When disaster hit one of my largest clients, it changed my life in several ways
Each of us has a calling, a responsibility, a destiny (whatever title suits you ), and that one thing drives and compels us and brings us satisfaction. Very often something takes place in your life, a pattern interruption that opens your eyes to that calling and it usually isn’t a soft and mushy encounter, at least it wasn’t for me.
Bridgeport Machines was a world leader in manufacturing standard and CNC milling machines. My company handled their international marketing. We had the opportunity to make their RC3 CNC Machine the number one seller in the world in 18 months. The company endured several difficult changes, new CEOs, sold to an investment firm, and finally sold to another machining company. Each change became a spark that caused a wildfire of problems. More than 500 people worked there and built the finest machine tools in the industry. When it all ended the company sent 500 plus workers home without a job.
Their closing and loss of a major account impacted my own employees. I had to make painful layoffs which wrenched my heart. Over 500 families were impacted, and as bad as I felt about my agency, I could not imagine hard working men and women going home that day to tell their families they were out of work.
My godfather was among those 500 people. I’m Italian so godparents are an important tradition. He was a highly skilled and specialized craftsman, hand-scraping the ways on machines, not a skill that fit the general job market. His family suffered. All our family helped, but it made an unforgettable impact on me. And, the United States of American had just lost a premiere employer and world leader in business.
Plus, my agency suffered (in part) because I lost sight of diversifying. I allowed that one client to become too large a percentage of my company’s revenues. I can tell you that watching good people pack their stuff and leave your company is living a nightmare in real time. It’s something you can only learn by experience, not by reading it in a book.
It was the broken glass. That did it for me.
There are times in life when some situation occurs that changes us—transforms us.

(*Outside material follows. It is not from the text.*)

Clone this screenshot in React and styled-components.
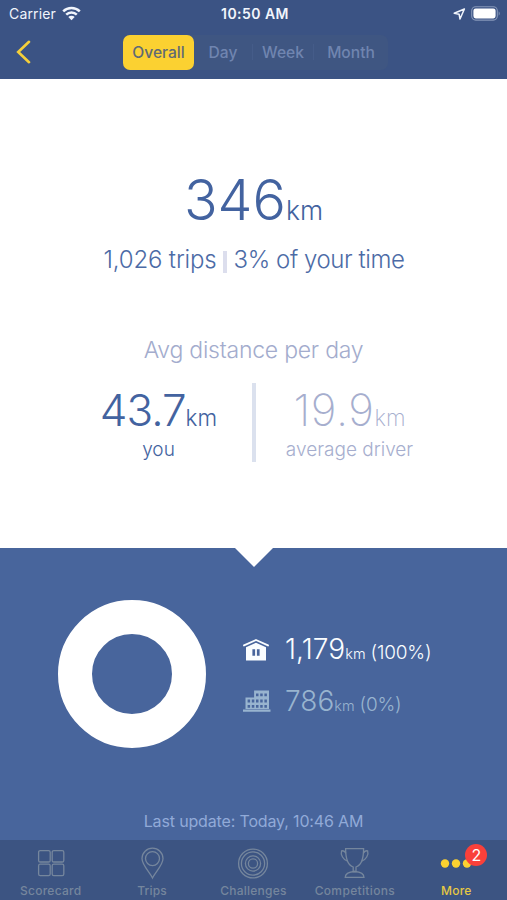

The demise of Bridgeport Machines served as mine. The broken glass is what clinched it for me. The business was gone. The heart of it gone. The people gone. The future gone. Just an empty shell of a building which became a target for local kids to throw rocks into someone else’s dream. Now reduced to a carcass of glass, metal and bricks. Lifeless! And unlike in ancient marriage ceremonies where a wine glass is broken as a symbol of the end of one way of life and start of a new one; the broken glass on that building was the end of an era. Looking long and hard at those broken windows–that really did it for me.
From that moment I knew I would use all my skills and business experience to work at preventing and extinguishing business loses. I believe each of us is in the world with a “calling,” and this became mine. Nothing makes an impact on you like first-hand experience.
When I first started my business, I gave up a highly visible and well-paying position in advertising to follow my own dream. Many business owners have taken similar risks. Nothing is more personal than one’s business, whether you own it or function as a leader in it. It demands your money, time, heart, commitment and passion.
What I have come to learn is that unless the leaders and the people in a company have a purpose, and a reason to make a difference there, they will either, cease to exist, operate by fear, run in mediocrity or some other lackluster environment. And I just can’t comprehend why anyone running a company would want any of those outcomes. I also learned that in many cases they don’t know or believe they can change anything. That’s where I live my life, working with people who know there is more, that they can be a head above.